Here's the current status of the different parts:

Here's the repo main SoH code, which includes the browser client and API service. Once the service side of things is ready, they will allow you to embed interactive Haskell snippets in any website!

The soh-client is written using GHCJS, and provides a code editing widget. It uses ghcjs-react to separate the view from the model / controller. It utilizes some of GHCJS's fancier features, such as fully supporting concurrency and STM.

The soh-runner runs within a container, and hooks up stack-ide to a websocket for communication with soh-client.

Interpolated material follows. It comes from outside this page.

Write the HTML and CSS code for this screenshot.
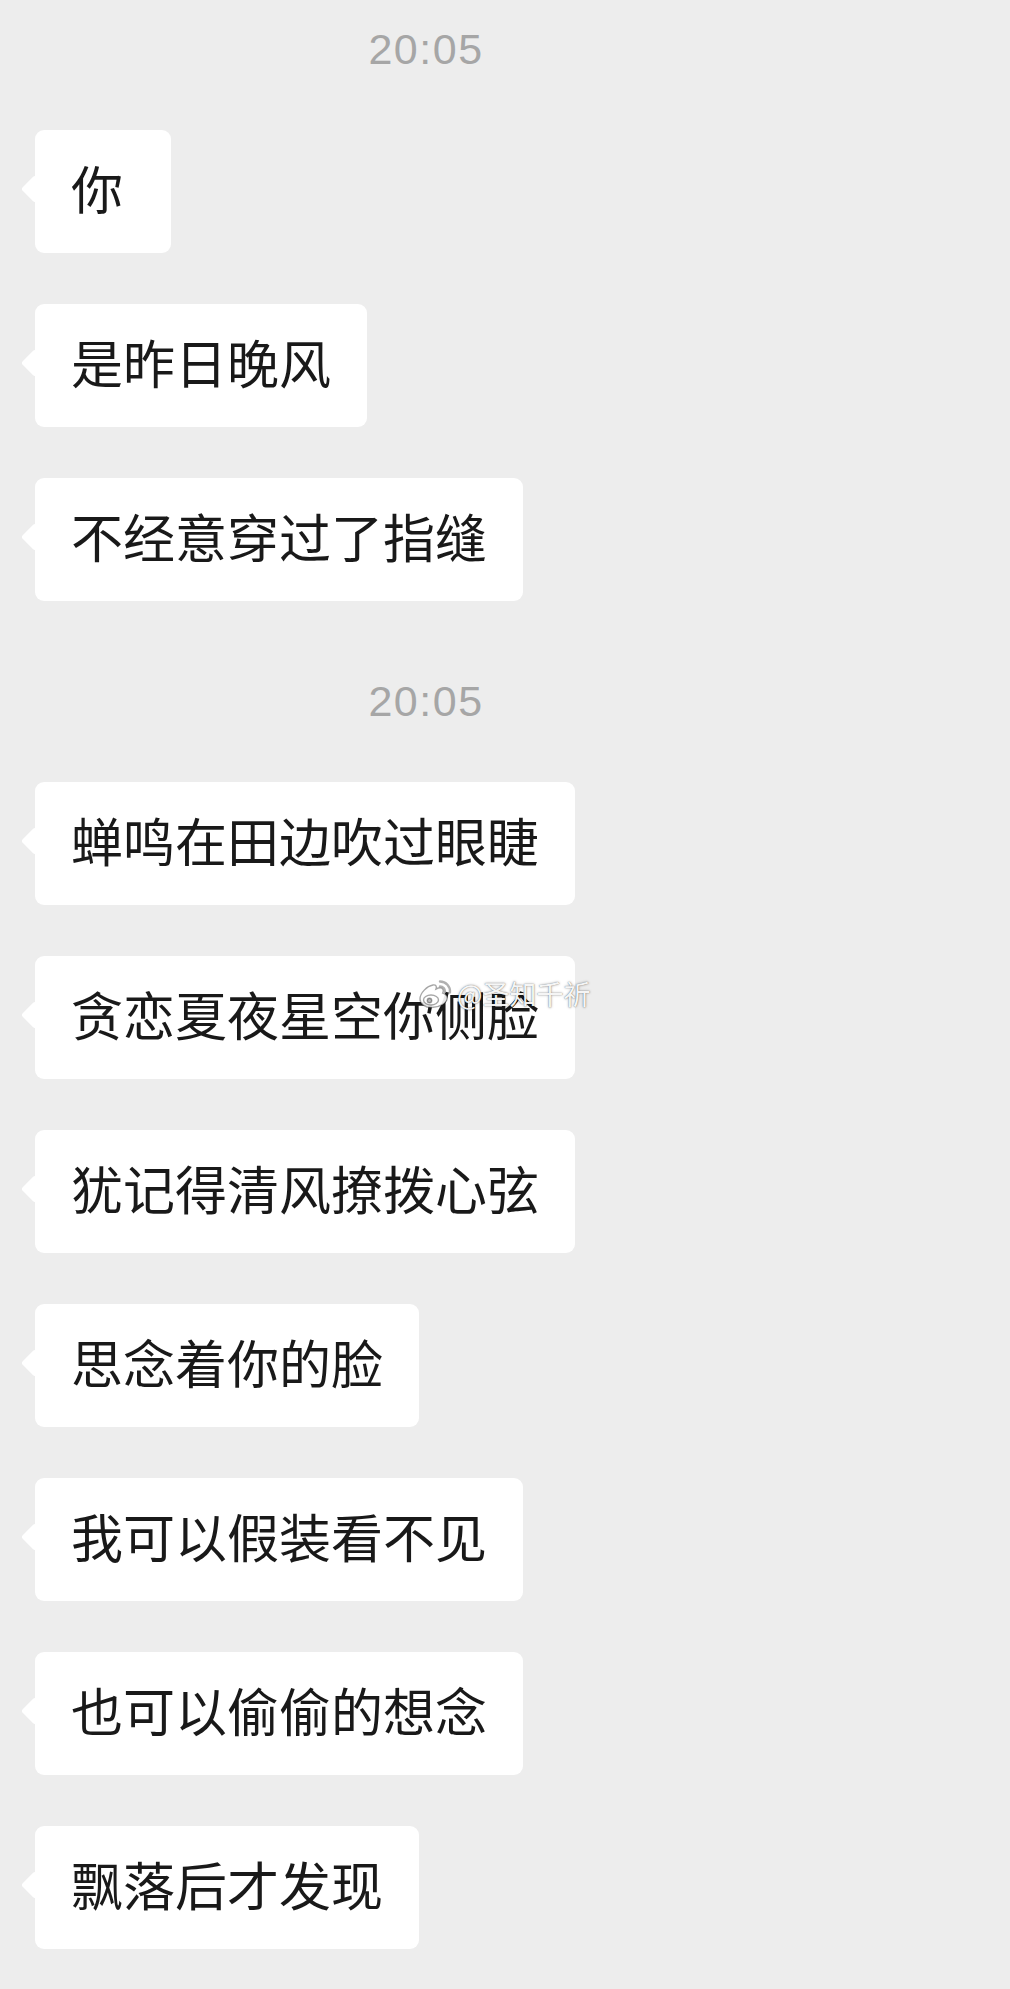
FILE: index.html
```html
<!DOCTYPE html>
<html lang="zh-cn">
<head>
    <meta charset="utf-8">
    <meta name="viewport" content="width=device-width, initial-scale=1.0">
    <title>聊天记录</title>
    <link rel="stylesheet" href="styles.css">
</head>
<body>
    <div class="chat">
        <div class="time">20:05</div>
        <div class="msg msg-first">你</div>
        <div class="msg">是昨日晚风</div>
        <div class="msg">不经意穿过了指缝</div>

        <div class="time">20:05</div>
        <div class="msg">蝉鸣在田边吹过眼睫</div>
        <div class="msg">贪恋夏夜星空你侧脸</div>
        <div class="msg">犹记得清风撩拨心弦</div>
        <div class="msg">思念着你的脸</div>
        <div class="msg">我可以假装看不见</div>
        <div class="msg">也可以偷偷的想念</div>
        <div class="msg">飘落后才发现</div>
    </div>

    <!-- 水印 -->
    <div class="watermark">
        <svg class="wb-logo" viewBox="0 0 38 32" width="38" height="32">
            <path d="M4 21c0-6 7-13 13-14 3-.5 4 1.5 3 4 3-1.5 6-1.5 7 .5.6 1.2.3 2.5-.3 3.5 3 1 4.5 2.5 4.5 5 0 5-7.5 9.5-15.5 9.5C9 29.5 4 26 4 21z" />
            <ellipse cx="15" cy="22" rx="7.5" ry="5" />
            <circle cx="13.5" cy="22.5" r="2.2" class="pupil" />
            <path class="wave" d="M24 3.5a10 10 0 0 1 10 11" />
            <path class="wave" d="M24 8.5a5 5 0 0 1 5 5.5" />
        </svg>
        <span>@圣知千祈</span>
    </div>
</body>
</html>
```

FILE: styles.css
```css
body {
    margin: 0;
    padding: 0;
    background-color: #ededed;
    font-family: "Noto Sans CJK SC", "Noto Sans", sans-serif;
    position: relative;
}

.chat {
    display: flex;
    flex-direction: column;
    align-items: flex-start;
    padding: 24px 0 40px;
}

.time {
    width: 852px;
    height: 50px;
    margin: 0 0 56px;
    line-height: 50px;
    text-align: center;
    font-family: "Liberation Sans", Arial, sans-serif;
    font-size: 43px;
    letter-spacing: 1.5px;
    color: #a6a6a6;
}

.msg + .time {
    margin-top: 24px;
}

.msg {
    position: relative;
    box-sizing: border-box;
    margin: 0 0 51px 35px;
    padding: 22px 36px 30px;
    background-color: #fff;
    border-radius: 9px;
    font-size: 52px;
    line-height: 71px;
    color: #191919;
    white-space: nowrap;
}

.msg-first {
    min-width: 136px;
}

/* 气泡的小尖角 */
.msg::before {
    content: "";
    position: absolute;
    left: -10px;
    top: 49px;
    width: 20px;
    height: 20px;
    background-color: #fff;
    border-radius: 3px;
    transform: rotate(45deg);
}

.watermark {
    position: absolute;
    left: 416px;
    top: 974px;
    display: flex;
    align-items: center;
    gap: 3px;
    font-size: 27px;
    color: rgba(255, 255, 255, 0.95);
    text-shadow: 0 0 1px rgba(0, 0, 0, 0.55), 0 0 3px rgba(0, 0, 0, 0.3);
}

.wb-logo {
    fill: rgba(255, 255, 255, 0.9);
    stroke: rgba(0, 0, 0, 0.35);
    stroke-width: 1.4;
}

.wb-logo .pupil {
    fill: rgba(0, 0, 0, 0.25);
}

.wb-logo .wave {
    fill: none;
    stroke: rgba(150, 150, 150, 0.75);
    stroke-width: 2.4;
    stroke-linecap: round;
}
```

The soh-scheduler provides a REST API for requesting that a container running soh-runner gets spun up. We ran into some issues with deployment to ECS, likely due to our huge docker images. Our plan is to rework / rewrite the service code to instead target Kubernetes. Since the initial implementation of SoH 2.0, we've had a lot of positive experiences with kubernetes, and would prefer to use it.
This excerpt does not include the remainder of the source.